For Deneen, “liberalism has failed because liberalism has succeeded,” but which liberalism is he referring to? There are no references to Adam Smith, nor to the Vienna School or the Chicago School. It soon becomes clear that he presents a vision of “progressive liberalism,” in the Anglo-Saxon sense, which has captivated many current “progressive” parties, such as the U.S. Democratic Party.
“Progressivism” seeks to transform human life and the world. To do so, it requires a liberated individual and a controlling State. Hobbes, in his Leviathan, identified these two realities: the State composed of autonomous individuals and those individuals, in turn, “contained” within the absolute, even tyrannical, State.
Liberalism has given rise to three revolutions: (1) freedom, understood as human liberation from an established authority; (2) the emancipation of culture from arbitrary traditions; and (3) human dominion over nature through science and economic prosperity.
Progressive liberalism rejects human self-limitation and forgets the Aristotelian and Thomistic principles of self-control and the virtues necessary to achieve happiness.

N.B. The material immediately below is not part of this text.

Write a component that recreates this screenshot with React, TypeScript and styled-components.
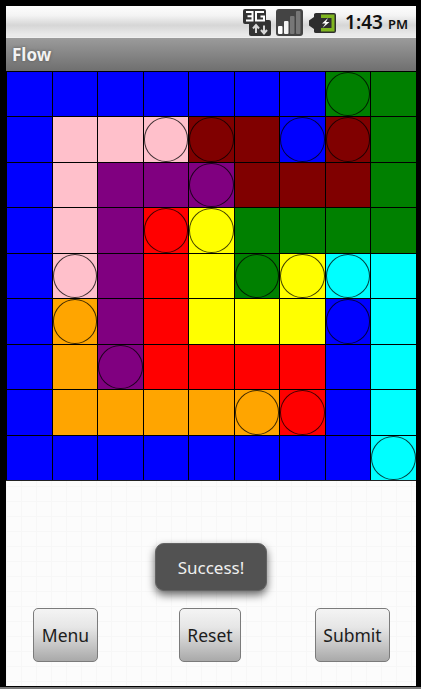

Liberalism rejects the limits of natural law and does not recognize a fixed human nature.
It was Francis Bacon—Hobbes was his secretary—who claimed humanity’s capacity to “dominate” or “control” nature, even proposing the attainment of immortality. Later, Rousseau, Marx, Mill, and others followed this idea, eventually leading to the “transhumanists.”
“Conservative” liberals emphasize the need to master scientific nature and the economy, but they stop short of extending this project to human nature. “Progressive” liberals approve any technical means of freeing humans from the human nature of their own bodies. This is a debate that remains open today.
Another progressive aspect, derived from Hobbes and Rousseau, is the idea that “natural man” is a cultureless creature, a stable primitivism that separates nature from culture. From this arises the anti-culture so heavily promoted in education, eliminating sexual and economic norms and “liberating” or anesthetizing the human will, which succumbs especially to consumption, hedonism, and short-term thinking.
The book is not easy to follow; at times it is arid, but it contains interesting insights. According to Deneen, “progressive” liberalism is unsustainable in every respect, since it cannot perpetually impose an order on a collection of autonomous individuals with ever fewer constitutive social norms, nor can it provide endless material growth in a finite world.